The discussion focuses solely on the CI/CD strategy of this project.

Project A CI/CD Strategy

The Jenkins job structure for each service includes two main automated tasks: Build and Deploy . The Build task is triggered by commits to branches (develop, feature, release) and produces an AMI image after running tests. The Deploy task requires manual triggering to select the AMI and adjust configuration before provisioning EC2 instances, ELBs, etc., using Chef. This pattern is replicated across roughly thirty services.

The diagram (shown in the original article) illustrates the job hierarchy, where black circles indicate fully automated steps, circles with a slash indicate manual configuration before triggering, and empty circles indicate manual triggering.

Key characteristics of this approach are:

Branch‑ and environment‑centric: each branch can be built and deployed independently to separate environments (e.g., feature1 → qa‑1, feature2 → qa‑2).

Maintains automation for build and deployment, though some configuration changes are manual.

Automated test duration is kept reasonable by consolidating tests within the build job.

Environment progression is not strictly linear because deployments are manually selected, so a change may only reach a subset of environments.

Project B Strategy and Comparison

Project B uses a more traditional pipeline (Jenkins or GoCD) where build, test, and deployment stages are chained in a single flow. After code commit, the pipeline automatically builds, runs unit/integration/regression tests, and deploys to a Dev environment. Subsequent environments (QA, pre‑prod, prod) require manual triggering but are still automated.

Comparing the two strategies against the three goals of a deployment pipeline (visibility, rapid feedback, automation) yields:

Visibility: Project B’s pipeline is more intuitive and easier for non‑developers to understand, while Project A’s split jobs are less visual.

Feedback: Both provide feedback on success/failure, but Project A’s feedback loop is slower due to longer integration cycles.

Automation: Project B achieves higher automation; Project A still requires manual configuration and triggering.

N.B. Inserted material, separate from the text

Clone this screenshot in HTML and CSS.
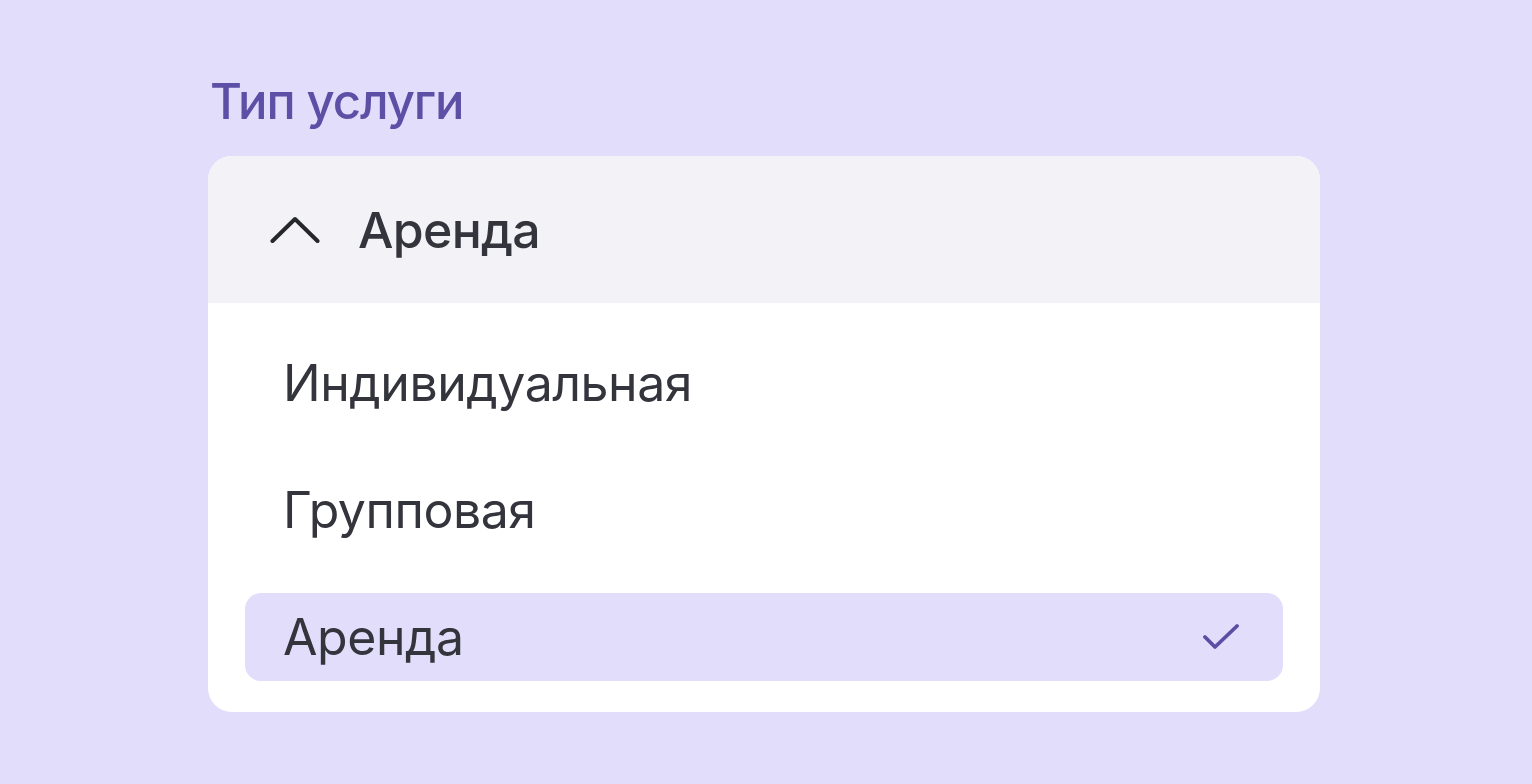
FILE: index.html
```html
<!DOCTYPE html>
<html lang="ru">
<head>
    <meta charset="UTF-8">
    <meta name="viewport" content="width=device-width, initial-scale=1.0">
    <title>Тип услуги</title>
    <link rel="stylesheet" href="styles.css">
</head>
<body>
    <div class="Field">
        <div class="label">Тип услуги</div>
        <div class="select">
            <div class="select-head">
                <svg class="chevron" width="50" height="28" viewBox="0 0 50 28">
                    <path d="M2.5 25 L25 3 L47.5 25" fill="none" stroke="#26272d" stroke-width="4" stroke-linecap="round" stroke-linejoin="round"/>
                </svg>
                <span class="head-text">Аренда</span>
            </div>
            <div class="options">
                <div class="option">Индивидуальная</div>
                <div class="option">Групповая</div>
                <div class="option selected">
                    <span>Аренда</span>
                    <svg class="check" width="36" height="28" viewBox="0 0 36 28">
                        <path d="M2 14 L12 24 L34 3" fill="none" stroke="#5b4ea4" stroke-width="3.8" stroke-linecap="round" stroke-linejoin="round"/>
                    </svg>
                </div>
            </div>
        </div>
    </div>
</body>
</html>
```

FILE: styles.css
```css
body{
    margin: 0;
    background-color: #e3ddfc;
    font-family: Inter, "Noto Sans", sans-serif;
}
.Field{
    width: 1112px;
    padding: 72px 0 0 208px;
}
.label{
    font-size: 49px;
    line-height: 60px;
    font-weight: 500;
    letter-spacing: -1.1px;
    color: #5c4fa5;
    margin: 0 0 24px 2px;
}
.select{
    background: #ffffff;
    border-radius: 24px;
    overflow: hidden;
}
.select-head{
    height: 147px;
    background: #f2f2f7;
    display: flex;
    align-items: center;
    padding-left: 62px;
    gap: 38px;
}
.chevron{
    display: block;
}
.head-text{
    font-size: 50px;
    font-weight: 500;
    letter-spacing: -0.7px;
    color: #33343c;
}
.options{
    display: flex;
    flex-direction: column;
    gap: 39px;
    padding: 36px 37px 31px 37px;
}
.option{
    height: 88px;
    display: flex;
    align-items: center;
    justify-content: space-between;
    padding: 0 44px 0 38px;
    font-size: 50px;
    font-weight: 400;
    letter-spacing: -0.45px;
    color: #33343c;
    border-radius: 16px;
}
.selected{
    background: #e3ddfc;
}
.check{
    display: block;
}
```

Project A’s design emphasizes isolation and dependency management, allowing per‑service configuration changes before deployment, which can be advantageous in a large‑scale micro‑service environment.

Git Branching Models

Project A follows the classic Git Flow model with branches: master (production), develop (integration), feature, release, and hotfix. This provides strong isolation and clear responsibilities but can lead to long integration cycles, duplicate testing, and a complex branch hierarchy.

Additionally, story‑card branches are created off feature branches, further increasing granularity.

Project B adopts a simpler model often referred to as GitHub Flow, where all work is based on a single main branch (develop/master) and short‑lived feature branches are merged back after review. This yields a simpler structure, aligns with small‑step commits and continuous integration, but may require feature toggles to prevent unfinished work from affecting releases and offers weaker isolation.

Conclusion

Both strategies have distinct advantages and drawbacks; the choice depends on project size, team preferences, and the need for isolation versus simplicity. Hybrid approaches are possible, such as applying Project B’s pipeline to Project A’s services when appropriate.

Overall, these modern, automated approaches represent a significant improvement over traditional, non‑automated deployment methods.